Si, por la gracia de Dios, fuésemos al Cielo, entonces sí que sería completa nuestra unión con el Señor (unión, como hemos dicho antes, ya incoada en la tierra). Unidos al Hijo por el Espíritu, seríamos en Él un solo Cuerpo, y entraríamos en esa corriente de Amor hacia el Padre y del Padre hacia el Hijo. Sin confundirnos con Él, sin perder nuestra personalidad, su Vida sería también nuestra vida; y nuestra vida la suya.

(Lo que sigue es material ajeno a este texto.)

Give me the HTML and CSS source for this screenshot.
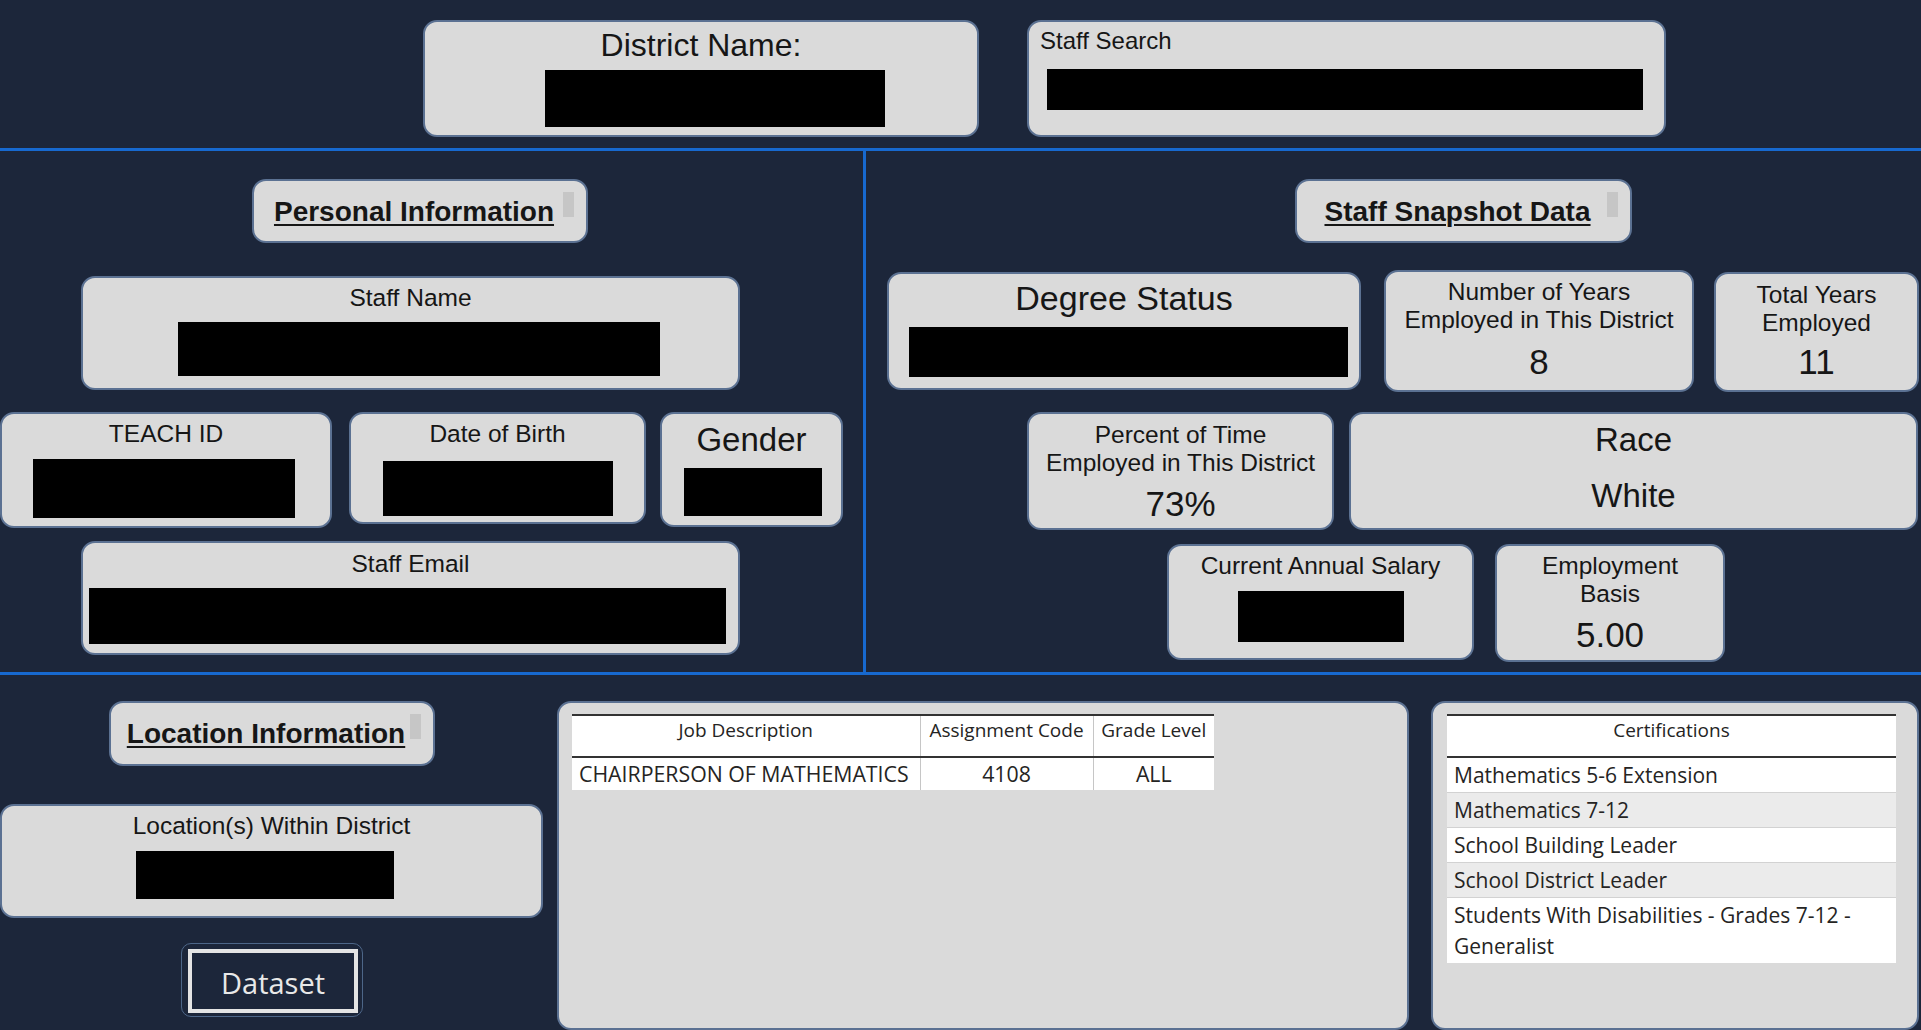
FILE: index.html
```html
<!DOCTYPE html>
<html lang="en">
<head>
<meta charset="utf-8">
<title>Staff Dashboard</title>
<link rel="stylesheet" href="styles.css">
</head>
<body>
<div class="page">
  <header class="top">
    <div class="card district">
      <div class="lbl lbl-district">District Name:</div>
      <div class="red red-district"></div>
    </div>
    <div class="card search">
      <div class="lbl lbl-search">Staff Search</div>
      <div class="red red-search"></div>
    </div>
  </header>
  <div class="hline"></div>
  <main class="middle">
    <section class="mleft">
      <div class="card title title-personal"><span class="title-text">Personal Information</span><span class="sbar"></span></div>
      <div class="card staffname">
        <div class="lbl">Staff Name</div>
        <div class="red red-staffname"></div>
      </div>
      <div class="prow">
        <div class="card teach">
          <div class="lbl">TEACH ID</div>
          <div class="red red-teach"></div>
        </div>
        <div class="card dob">
          <div class="lbl">Date of Birth</div>
          <div class="red red-dob"></div>
        </div>
        <div class="card gender">
          <div class="lbl lbl-lg">Gender</div>
          <div class="red red-gender"></div>
        </div>
      </div>
      <div class="card email">
        <div class="lbl">Staff Email</div>
        <div class="red red-email"></div>
      </div>
    </section>
    <div class="vline"></div>
    <section class="mright">
      <div class="card title title-snapshot"><span class="title-text">Staff Snapshot Data</span><span class="sbar"></span></div>
      <div class="srow srow1">
        <div class="card degree">
          <div class="lbl lbl-degree">Degree Status</div>
          <div class="red red-degree"></div>
        </div>
        <div class="card years">
          <div class="lbl">Number of Years<br>Employed in This District</div>
          <div class="val val-years">8</div>
        </div>
        <div class="card total">
          <div class="lbl">Total Years<br>Employed</div>
          <div class="val val-total">11</div>
        </div>
      </div>
      <div class="srow srow2">
        <div class="card percent">
          <div class="lbl">Percent of Time<br>Employed in This District</div>
          <div class="val val-percent">73%</div>
        </div>
        <div class="card race">
          <div class="lbl lbl-lg">Race</div>
          <div class="lbl lbl-lg race-val">White</div>
        </div>
      </div>
      <div class="srow srow3">
        <div class="card salary">
          <div class="lbl">Current Annual Salary</div>
          <div class="red red-salary"></div>
        </div>
        <div class="card basis">
          <div class="lbl">Employment<br>Basis</div>
          <div class="val val-basis">5.00</div>
        </div>
      </div>
    </section>
  </main>
  <div class="hline"></div>
  <footer class="bottom">
    <section class="bleft">
      <div class="card title title-location"><span class="title-text">Location Information</span><span class="sbar"></span></div>
      <div class="card location">
        <div class="lbl">Location(s) Within District</div>
        <div class="red red-location"></div>
      </div>
      <div class="dataset"><div class="dataset-inner">Dataset</div></div>
    </section>
    <div class="card jobcard">
      <table class="tbl jobtbl">
        <thead>
          <tr><th class="c-job">Job Description</th><th class="c-code">Assignment Code</th><th class="c-grade">Grade Level</th></tr>
        </thead>
        <tbody>
          <tr><td class="left">CHAIRPERSON OF MATHEMATICS</td><td>4108</td><td>ALL</td></tr>
        </tbody>
      </table>
    </div>
    <div class="card certcard">
      <table class="tbl certtbl">
        <thead>
          <tr><th>Certifications</th></tr>
        </thead>
        <tbody>
          <tr><td>Mathematics 5-6 Extension</td></tr>
          <tr class="alt"><td>Mathematics 7-12</td></tr>
          <tr><td>School Building Leader</td></tr>
          <tr class="alt"><td>School District Leader</td></tr>
          <tr><td>Students With Disabilities - Grades 7-12 - Generalist</td></tr>
        </tbody>
      </table>
    </div>
  </footer>
</div>
</body>
</html>
```

FILE: styles.css
```css
* { box-sizing: border-box; }

html, body {
  margin: 0;
  padding: 0;
  background: #1c263a;
  overflow: hidden;
}

.page {
  width: 1921px;
  height: 1030px;
  overflow: hidden;
  background: #1c263a;
  font-family: "Liberation Sans", Arial, sans-serif;
  color: #161616;
}

.card {
  background: #dadada;
  border: 2px solid #5b7192;
  border-radius: 14px;
  flex-shrink: 0;
}

.lbl {
  font-size: 24.5px;
  line-height: 28px;
  text-align: center;
  white-space: nowrap;
}

.lbl-lg { font-size: 33px; line-height: 38px; }

.val {
  font-size: 35px;
  line-height: 40px;
  text-align: center;
}

.red { background: #000; }

.hline { height: 3px; background: #1769cf; }

/* top */
.top {
  height: 148px;
  display: flex;
  align-items: flex-start;
  padding: 20px 0 0 423px;
}
.district { width: 556px; height: 117px; padding-top: 5px; }
.lbl-district { font-size: 32px; line-height: 36px; }
.red-district { width: 340px; height: 57px; margin: 7px 0 0 120px; }

.search { width: 639px; height: 117px; margin-left: 48px; padding-top: 5px; }
.lbl-search { text-align: left; padding-left: 11px; font-size: 24px; }
.red-search { width: 596px; height: 41px; margin: 14px 0 0 18px; }

/* middle */
.middle { display: flex; height: 521px; }
.mleft { width: 863px; flex-shrink: 0; }
.vline { width: 3px; background: #1769cf; flex-shrink: 0; }
.mright { flex: 1; min-width: 0; }

.title {
  position: relative;
  height: 64px;
  padding: 14.5px 12px 0 0;
  text-align: center;
}
.title-text {
  font-size: 28px;
  line-height: 32px;
  font-weight: bold;
  text-decoration: underline;
  text-decoration-thickness: 2px;
  text-underline-offset: 3px;
  white-space: nowrap;
}
.sbar {
  position: absolute;
  top: 11px;
  right: 12px;
  width: 11px;
  height: 25px;
  background: #c6c6c6;
}
.title-personal { width: 336px; margin: 28px 0 0 252px; }
.title-snapshot { width: 337px; margin: 28px 0 0 429px; }
.title-location { width: 326px; height: 65px; margin: 26px 0 0 109px; }

.staffname { width: 659px; height: 114px; margin: 33px 0 0 81px; padding-top: 5.5px; }
.red-staffname { width: 482px; height: 54px; margin: 10.5px 0 0 95px; }

.prow { display: flex; align-items: flex-start; margin-top: 22px; }
.teach { width: 332px; height: 116px; padding-top: 6px; }
.red-teach { width: 262px; height: 59px; margin: 11px 0 0 31px; }
.dob { width: 297px; height: 112px; margin-left: 17px; padding-top: 6px; }
.red-dob { width: 230px; height: 55px; margin: 13px 0 0 32px; }
.gender { width: 183px; height: 115px; margin-left: 14px; padding-top: 6.5px; }
.red-gender { width: 138px; height: 48px; margin: 9.5px 0 0 22px; }

.email { width: 659px; height: 114px; margin: 13px 0 0 81px; padding-top: 7px; }
.red-email { width: 637px; height: 56px; margin: 10px 0 0 6px; }

.srow { display: flex; align-items: flex-start; }
.srow1 { margin-top: 27px; }
.srow2 { margin-top: 20px; }
.srow3 { margin-top: 14px; }

.degree { width: 474px; height: 118px; margin: 2px 0 0 21px; padding-top: 4px; }
.lbl-degree { font-size: 34px; line-height: 40px; }
.red-degree { width: 439px; height: 50px; margin: 9px 0 0 20px; }

.years { width: 310px; height: 122px; margin-left: 23px; padding-top: 5.5px; }
.val-years { margin-top: 8px; }
.total { width: 205px; height: 120px; margin: 2px 0 0 20px; padding-top: 6.5px; }
.val-total { margin-top: 5px; }

.percent { width: 307px; height: 118px; margin-left: 161px; padding-top: 7px; }
.val-percent { margin-top: 6.5px; }
.race { width: 569px; height: 118px; margin-left: 15px; padding-top: 6.5px; }
.race-val { margin-top: 18px; }

.salary { width: 307px; height: 116px; margin-left: 301px; padding-top: 6px; }
.red-salary { width: 166px; height: 51px; margin: 11px 0 0 69px; }
.basis { width: 230px; height: 118px; margin-left: 21px; padding-top: 6px; }
.val-basis { margin-top: 6.5px; }

/* bottom */
.bottom { display: flex; align-items: flex-start; height: 355px; }
.bleft { width: 557px; flex-shrink: 0; }

.location { width: 543px; height: 114px; margin-top: 38px; padding-top: 5.5px; }
.red-location { width: 258px; height: 48px; margin: 11.5px 0 0 134px; }

.dataset {
  width: 182px;
  height: 74px;
  margin: 25px 0 0 181px;
  border: 1px solid #4d6688;
  border-radius: 10px;
  padding: 5px 4px 3px 6px;
}
.dataset-inner {
  height: 100%;
  border: 4px solid #e4e4e4;
  display: flex;
  align-items: center;
  justify-content: center;
  color: #e8e8e8;
  font-family: "Open Sans", "Noto Sans", sans-serif;
  font-size: 29px;
  padding-top: 3px;
}

.jobcard { width: 852px; height: 329px; margin-top: 26px; padding: 11px 0 0 13px; }
.certcard { width: 488px; height: 329px; margin: 26px 0 0 22px; padding: 11px 0 0 14px; }

.tbl {
  border-collapse: collapse;
  background: #fff;
  font-family: "Open Sans", "Noto Sans", sans-serif;
  color: #252423;
}
.tbl th {
  font-weight: normal;
  font-size: 19px;
  line-height: 24px;
  height: 42px;
  padding: 2px 4px 0;
  vertical-align: top;
  text-align: center;
  border-top: 2px solid #333;
  border-bottom: 2px solid #333;
  white-space: nowrap;
}
.jobtbl { width: 642px; }
.jobtbl th + th, .jobtbl td + td { border-left: 1px solid #c6c6c6; }
.c-job { width: 348px; }
.c-code { width: 173px; }
.c-grade { width: 121px; }
.jobtbl td {
  font-size: 21.3px;
  line-height: 32px;
  height: 33px;
  padding: 0 4px;
  text-align: center;
  white-space: nowrap;
}
.jobtbl td.left { text-align: left; padding-left: 7px; }

.certtbl { width: 449px; }
.certtbl td {
  font-size: 21px;
  line-height: 31px;
  padding: 2px 8px 1px 7px;
  vertical-align: top;
  border-bottom: 1px solid #d2d2d2;
}
.certtbl tr.alt td { background: #ebebeb; }
.certtbl tr:last-child td { border-bottom: none; }
```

Cuando pensamos en el Cielo no podemos hacer sino balbucear, como les decía San Pablo a los Corintios: “Ni ojo vio, ni oído oyó, ni pasó por el corazón del hombre, las cosas que Dios tiene preparadas para los que le aman” (1Cor 2, 9)

Y, de este modo, en el Cielo lo poco y lo mucho se confunden, son la misma cosa. Como sabemos, la única ofrenda agradable al Padre es la de su propio Hijo. Pero, unidos al Hijo por el Espíritu, hemos sido “endiosados” por Él, porque nuestra vida la ha tomado Él y nos ha dado, a cambio, la suya. Curiosamente, viviendo su vida es como realmente vivimos. En Él somos más nosotros mismos, nuestra personalidad no queda aniquilada, sino que todos nuestros anhelos quedan satisfechos. Y la ofrenda de nuestra vida es  ahora completa y sumamente valiosa. Más no podemos dar: en Jesucristo damos al Padre todo lo que hemos recibido: nuestro propio yo humano, nuestra vida humana completa que ha sido “divinizada” por la unión con Jesucristo, en el Espíritu Santo.